Mortgage Payment Structure: A Short Guide
Mortgage loans are typically long-term so that you can buy a home and pay for it in convenient monthly installments. But when you make repayments, you are required to pay the principal amount along with interest to the lender. Taxes and insurance premiums may be additional components of your monthly payout.
The principal refers to the actual loan amount which you borrow at the time you take out a mortgage. To get an idea of what is your principal amount, look at the final buying price of your home and deduct the down payment from it.
For instance, if your final purchase price is $300,000 with a down payment of 15%, it means you are paying $45,000 upfront. Your lender will finance the remaining amount of $255,000.
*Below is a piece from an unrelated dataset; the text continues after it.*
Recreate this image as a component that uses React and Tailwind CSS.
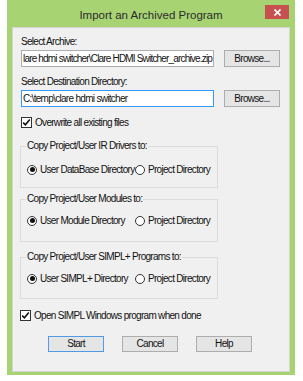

At the time of your loan origination, you will owe this amount to your lender, which becomes your principal balance. This is the most significant figure for you to determine your affordability because you will be repaying it back in installments along with interest.
Interest will start accruing as soon as you take out the mortgage. Taxes, insurance, repairs, and maintenance, are some other expenses that you may have to account for. You may use a reliable online mortgage calculator to determine a broad estimate of your all-inclusive monthly repayment amount or seek advice from your loan officer.
After the principal balance, the interest is another component of your monthly loan repayment. Interest is the lending cost of your loan, which you pay to your lender in return for obtaining a mortgage. Interest is usually computed as APR (annual percentage rate). The interest amount that you pay each year on your loan is your APR.
For instance, if you borrow $250,000 at 4% APR, your annual interest payment will be $10,000. In the initial stages, when the principal balance is high, a large part of your monthly payment is likely to go towards interest payment only. However, as time progresses, your principal balance will continue to decrease.
Your interest rate will not only depend on the prevailing market rates, but may also be impacted by your credit score, the amount of down payment you make, and other factors. By improving your credit score, you can aim to bring down your interest rate at the time of taking out the mortgage loan.
Remember that even a very marginal difference in your APR for a fixed-rate mortgage loan can translate into thousands of dollars over the life of your loan. Therefore, evaluate your principal, down payment, and interest rate carefully before you buy a new home or refinance an existing mortgage.
You are likely to incur property taxes on your home. It is easy to ignore this part of your mortgage payment structure, but it can turn out to be a significant amount. Your taxes will be determined according to the market value of your home, the amenities provided in your community, and the area where your property is located.
One of the reasons why it makes sense to obtain an appraisal on a new home is that it will ensure the property taxes are appropriately applied by the local authorities. Tax rates can change at any time, and you may have to get a new appraisal if and when your county requires it.
Although it is not mandatory to buy a homeowners’ insurance policy when you are purchasing a new home, mortgage lenders will make it a requirement for your loan approval. Homeowners’ insurance covers your financial risk against damage to your property from storms, fire, and burglary. For protection against risks such as earthquakes and floods, you can buy additional coverage.
If you are planning to keep highly valuable items in your home that require financial protection, you can add a rider to your policy. This will extend your coverage amount for the particular item as you require. The premium cost for your homeowners’ insurance will vary depending on the value of your home, its age and location, how distant is your home from a police station or a fire department, and additional risk factors (such as a pool at home).
Depending on your situation, your lender may decide to keep a percentage of your monthly mortgage payment towards an escrow account. This account will hold the amount that you owe in insurance premiums and property taxes. Some mortgage lenders may collect this amount and make the payment on your behalf.
This is done to ensure that you will comply with your tax and premium payments. The amount that you pay in escrow account will be determined according to your actual insurance and tax charges. Whenever there is a change in these rates, the mortgage lender could revise your escrow holdings.